Partitioning requires two objects: a partition function and a partition scheme.
Partition function: defines the start and end points i.e. row 0 > 10 or 0 > 9 for LEFT and RIGHT ranges respectively.
CREATE PARTITION FUNCTION PF(INT) AS RANGE [LEFT|RIGHT] FOR VALUES (10, 20 , 30...);
Partition scheme: defines which filegroup each partition lives on e.g. partitions which contain rarely accessed data can be placed on cheaper storage arrays whereas frequently accessed data could be placed on expensive storage arrays.
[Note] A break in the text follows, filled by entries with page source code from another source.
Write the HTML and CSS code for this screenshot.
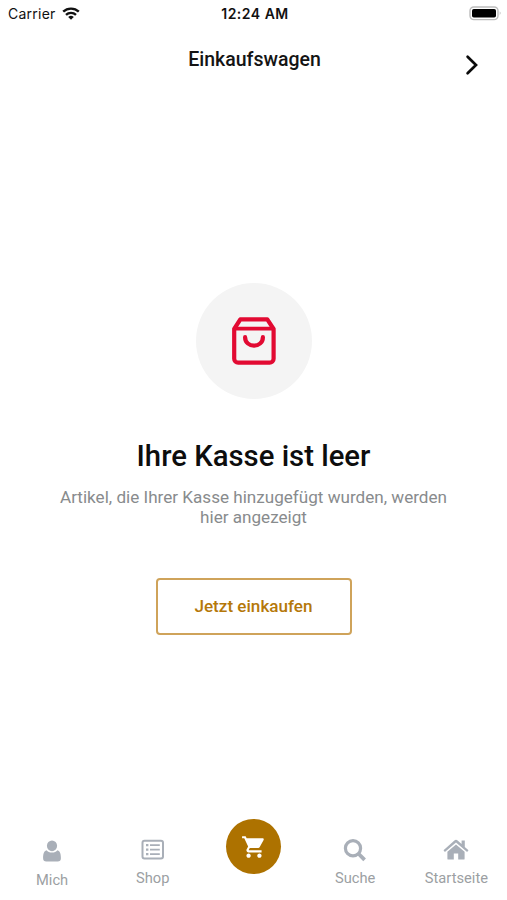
FILE: index.html
```html
<!DOCTYPE html>
<html lang="de">
<head>
<meta charset="utf-8">
<title>Einkaufswagen</title>
<link rel="stylesheet" href="styles.css">
</head>
<body>
<div class="app">
  <div class="status">
    <div class="carrier"><span>Carrier</span>
      <svg class="wifi" width="18" height="13" viewBox="0 0 18 13"><g fill="none" stroke="#111" stroke-width="2.4"><path d="M1.2 4.700a11.300 11.300 0 0 1 15.600 0"/><path d="M4 7.900a7.300 7.300 0 0 1 10 0"/></g><path d="M6.200 9.900a4.200 4.200 0 0 1 5.600 0L9 12.800z" fill="#111"/></svg>
    </div>
    <div class="time">12:24 AM</div>
    <svg class="battery" width="33" height="15" viewBox="0 0 33 15"><rect x="1" y="1" width="28" height="12.600" rx="3.800" fill="#fff" stroke="#bcbcbc" stroke-width="1.400"/><rect x="3" y="3" width="24" height="8.600" rx="1.800" fill="#000"/><path d="M30.800 5.200q1.600 2 0 4z" fill="#999"/></svg>
  </div>
  <header class="header">
    <h1>Einkaufswagen</h1>
    <svg class="next" width="14" height="22" viewBox="0 0 14 22"><path d="M2.600 2.800 11 11l-8.400 8.200" fill="none" stroke="#0b0b0b" stroke-width="2.700" stroke-linecap="round"/></svg>
  </header>
  <main class="empty">
    <div class="disc">
      <svg width="46" height="50" viewBox="0 0 46 50" fill="none" stroke="#e20a32" stroke-width="4.200" stroke-linejoin="round" stroke-linecap="round"><path d="M3.200 13 9.300 3.400h27L42.600 13v29.700a4 4 0 0 1-4 4H7.200a4 4 0 0 1-4-4z"/><path d="M3.800 12.700h38.400" stroke-width="3.800"/><path d="M14.100 21.200c0 11.200 17.800 11.200 17.800 0"/></svg>
    </div>
    <h2>Ihre Kasse ist leer</h2>
    <p>Artikel, die Ihrer Kasse hinzugefügt wurden, werden<br>hier angezeigt</p>
    <button class="shop-now" type="button">Jetzt einkaufen</button>
  </main>
  <nav class="tabs">
    <a class="tab profile"><svg width="18" height="22" viewBox="0 0 18 22"><ellipse cx="9" cy="5.800" rx="5.100" ry="5.400"/><path d="M3.500 10.200C.9 11 .1 14 .1 18.300c0 2.100 1.200 3.300 3.200 3.300h11.400c2 0 3.200-1.200 3.200-3.300 0-4.300-.8-7.300-3.400-8.100C13.200 11.600 11.400 12.600 9 12.600s-4.200-1-5.500-2.400z"/></svg><span>Mich</span></a>
    <a class="tab"><svg width="24" height="22" viewBox="0 0 24 22"><rect x="1.500" y="1.800" width="20.500" height="17.600" rx="2" fill="none" stroke="#a9afb8" stroke-width="2"/><path d="M5 5h2.400v2.200H5zM5 9.500h2.400v2.200H5zM5 14h2.400v2.200H5zM9 5.200h9.800V7H9zM9 9.700h9.800v1.800H9zM9 14.200h9.800V16H9z"/></svg><span>Shop</span></a>
    <a class="tab cart"><span class="cart-disc"><svg width="26" height="26" viewBox="0 0 24 24"><path d="M7 18c-1.100 0-1.990.9-1.990 2S5.900 22 7 22s2-.9 2-2-.9-2-2-2zM1 2v2h2l3.600 7.590-1.350 2.450C4.520 15.370 5.480 17 7 17h12v-2H7.420c-.14 0-.25-.11-.25-.25l.03-.12.9-1.630h7.450c.75 0 1.410-.41 1.750-1.030l3.580-6.490C21.250 4.820 20.760 4 20 4H5.210l-.94-2H1zm16 16c-1.100 0-1.990.9-1.990 2s.89 2 1.990 2 2-.9 2-2-.9-2-2-2z"/></svg></span></a>
    <a class="tab"><svg width="24" height="24" viewBox="0 0 24 24"><g fill="none" stroke="#a9afb8"><circle cx="10" cy="9.200" r="7.600" stroke-width="3.200"/><path d="m15.800 15 5.800 5.800" stroke-width="3.800"/></g></svg><span>Suche</span></a>
    <a class="tab home"><svg width="26" height="22" viewBox="0 0 26 22"><path d="M.5 11.200 11.400 1.500q1.600-1.300 3.200 0L18.600 5V1.400h3.200v6.500l3.700 3.300-1.400 1.700L13 3.400 1.900 12.900z"/><path d="M13 5.400 4.400 12.800v6.900q0 .9.9.9h5.500v-6h4.400v6h5.500q.9 0 .9-.9v-6.900z"/></svg><span>Startseite</span></a>
  </nav>
</div>
</body>
</html>
```

FILE: styles.css
```css
* { box-sizing: border-box; }
body { margin: 0; background: #fff; font-family: Roboto, "Liberation Sans", sans-serif; }
svg { display: block; flex: none; }
.app { height: 900px; display: flex; flex-direction: column; overflow: hidden; }
.status { height: 28px; display: grid; grid-template-columns: 1fr auto 1fr; padding: 0 5px 0 8px; font-family: Inter, sans-serif; color: #111; white-space: nowrap; }
.carrier { display: flex; gap: 6px; font-size: 14px; line-height: 28px; letter-spacing: .25px; }
.wifi { margin-top: 7px; }
.time { font-size: 14px; line-height: 28px; font-weight: 600; letter-spacing: .5px; }
.battery { justify-self: end; margin-top: 6px; }
.header { height: 72px; display: grid; grid-template-columns: 1fr auto 1fr; padding: 0 28px 0 30px; }
h1 { grid-column: 2; margin: 20px 0 0; font-size: 19.500px; line-height: 24px; font-weight: 500; color: #141414; }
.next { justify-self: end; margin-top: 26px; }
.empty { flex: 1; display: flex; flex-direction: column; align-items: center; padding-top: 183px; }
.disc { width: 116px; height: 116px; border-radius: 50%; background: #f4f4f4; display: flex; align-items: center; justify-content: center; }
h2 { margin: 39px 0 0; font-size: 29.300px; line-height: 36px; font-weight: 500; color: #0d0d0d; white-space: nowrap; }
p { margin: 13px 0 0; text-align: center; font-size: 17.100px; line-height: 20px; color: #888b8d; white-space: nowrap; }
.shop-now { width: 196px; height: 57px; margin-top: 51px; padding: 0 0 2px; background: #fff; border: 2px solid #cfa35a; border-radius: 4px; color: #b57809; font: 500 17.100px/24px Roboto, sans-serif; }
.tabs { height: 90px; display: grid; grid-template-columns: repeat(5, 1fr); padding-left: 1px; }
.tab { display: flex; flex-direction: column; align-items: center; padding-top: 29px; color: #9c9fa3; font-size: 14.700px; line-height: 18px; fill: #a9afb8; }
.tab > span:not(.cart-disc) { margin-top: auto; margin-bottom: 13px; }
.profile { padding: 30px 0 0 1px; }
.profile > span:not(.cart-disc) { margin-bottom: 11px; }
.cart { padding-top: 9px; }
.cart-disc { width: 55px; height: 55px; border-radius: 50%; background: #ad7200; fill: #fff; display: flex; align-items: center; justify-content: center; }
```
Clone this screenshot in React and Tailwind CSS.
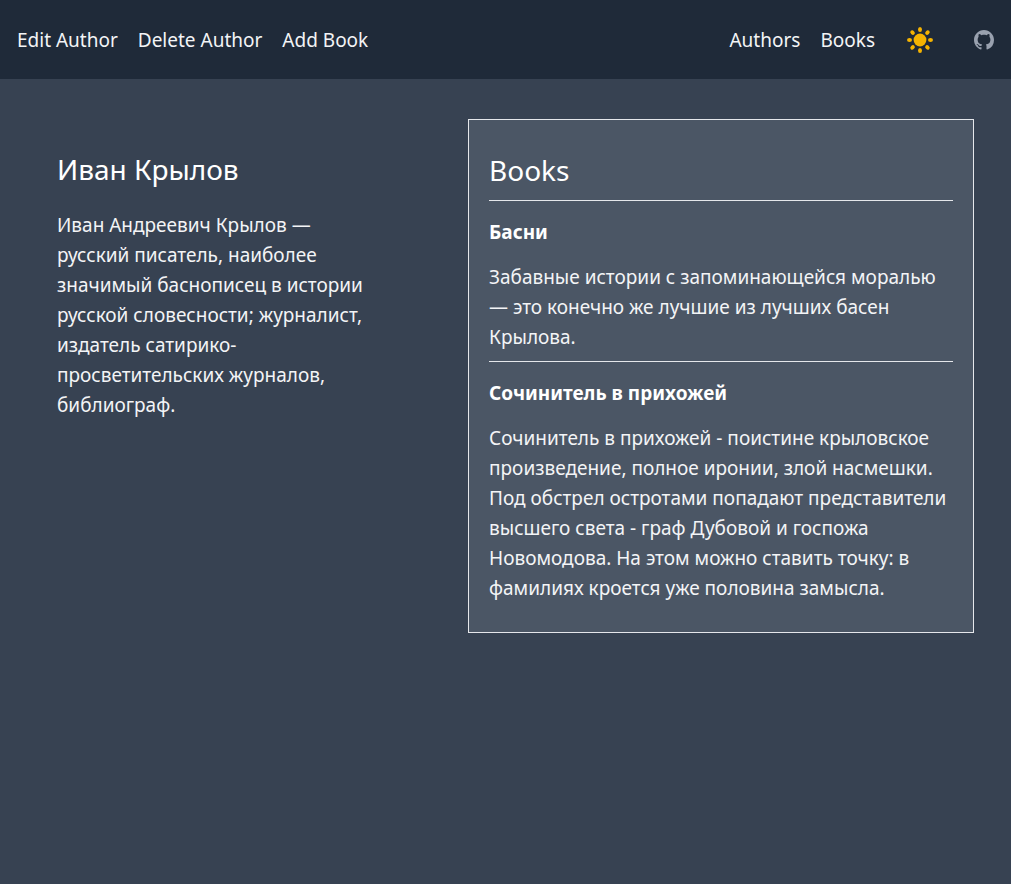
const books = [
  {
    title: 'Басни',
    text: 'Забавные истории с запоминающейся моралью — это конечно же лучшие из лучших басен Крылова.',
  },
  {
    title: 'Сочинитель в прихожей',
    text: 'Сочинитель в прихожей - поистине крыловское произведение, полное иронии, злой насмешки. Под обстрел остротами попадают представители высшего света - граф Дубовой и госпожа Новомодова. На этом можно ставить точку: в фамилиях кроется уже половина замысла.',
  },
];

const rayAngles = [0, 45, 90, 135, 180, 225, 270, 315];

function SunIcon() {
  return (
    <svg viewBox="0 0 26 26" className="size-[26px]" fill="#f5b301" aria-hidden="true">
      <circle cx="13" cy="13" r="6.4" />
      {rayAngles.map((a) => (
        <ellipse key={a} cx="13" cy="2.5" rx="2" ry="2.5" transform={`rotate(${a} 13 13)`} />
      ))}
    </svg>
  );
}

function GitHubIcon() {
  return (
    <svg viewBox="0 0 16 16" className="size-5" fill="currentColor" aria-hidden="true">
      <path d="M8 0C3.58 0 0 3.58 0 8c0 3.54 2.29 6.53 5.47 7.59.4.07.55-.17.55-.38 0-.19-.01-.82-.01-1.49-2.01.37-2.53-.49-2.69-.94-.09-.23-.48-.94-.82-1.13-.28-.15-.68-.52-.01-.53.63-.01 1.08.58 1.23.82.72 1.21 1.87.87 2.33.66.07-.52.28-.87.51-1.07-1.78-.2-3.64-.89-3.64-3.95 0-.87.31-1.59.82-2.15-.08-.2-.36-1.02.08-2.12 0 0 .67-.21 2.2.82.64-.18 1.32-.27 2-.27s1.36.09 2 .27c1.53-1.04 2.2-.82 2.2-.82.44 1.1.16 1.92.08 2.12.51.56.82 1.27.82 2.15 0 3.07-1.87 3.75-3.65 3.95.29.25.54.73.54 1.48 0 1.07-.01 1.93-.01 2.2 0 .21.15.46.55.38A8.01 8.01 0 0 0 16 8c0-4.42-3.58-8-8-8z" />
    </svg>
  );
}

export default function App() {
  return (
    <div className="min-h-screen bg-[#374252] font-['Noto_Sans','Open_Sans',sans-serif] text-[19px] leading-[30px] text-gray-100">
      <nav className="flex items-center justify-between bg-[#1f2a39] px-[17px] pt-[25px] pb-6">
        <div className="flex items-center gap-5">
          <a href="#edit">Edit Author</a>
          <button type="button">Delete Author</button>
          <a href="#add">Add Book</a>
        </div>
        <div className="flex items-center">
          <a href="#authors">Authors</a>
          <a href="#books" className="ml-5">Books</a>
          <button type="button" aria-label="Toggle theme" className="ml-8">
            <SunIcon />
          </button>
          <a href="#github" aria-label="GitHub" className="ml-[41px] text-gray-400">
            <GitHubIcon />
          </a>
        </div>
      </nav>
      <main className="flex items-start justify-between px-[37px] pt-10 pb-10">
        <section className="w-[37%] p-5">
          <h1 className="mt-2 mb-[18px] text-[28px] leading-[45px] text-white">Иван Крылов</h1>
          <p>
            Иван Андреевич Крылов — русский писатель, наиболее значимый баснописец в истории
            русской словесности; журналист, издатель сатирико-просветительских журналов,
            библиограф.
          </p>
        </section>
        <section className="w-[54%] border border-gray-200 bg-[#4b5665] px-5 pt-7 pb-7">
          <h2 className="mb-[7px] text-[28px] leading-[45px] text-white">Books</h2>
          {books.map((book) => (
            <article key={book.title} className="border-t border-gray-200 pt-4 pb-[9px] last:pb-[1px]">
              <h3 className="mb-[15px] font-bold text-white">{book.title}</h3>
              <p>{book.text}</p>
            </article>
          ))}
        </section>
      </main>
    </div>
  );
}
CREATE PARTITION SCHEME PS AS PARTITION PF TO ([Name of filegroup],[...]);
See the attached sql script for an example of how to add a normal (staging) table to a partitioned table, paying attention to the check constraint on the identity column of the staging table; this ensures the staging table cannot contain more rows than a single partition can hold.
The SPLIT function allows you to split an existing range creating a new PARTITION. The row number is the number of rows currently in the partitioned table e.g.
SELECT MAX(Column) As ROWNUMBER FROM PartitionedTable; ALTER PARTITION FUNCTION pf() SPLIT RANGE (ROWNUMBER)
The MERGE function allows you to drop a partition effectively merging the data in the dropped partition into another partition; the example below would create a partition of 10 > 30 if the partition was created as the partition above.
ALTER PARTITION FUNCTION pf() MERGE RANGE (20);
Partitioned views are a manual way of bringing multiple tables together; these tables are usually found on different filegroups. The ANSI padding i.e. the way the data is stored must be the same across all member tables of the view.
Partitioned views cannot be indexed.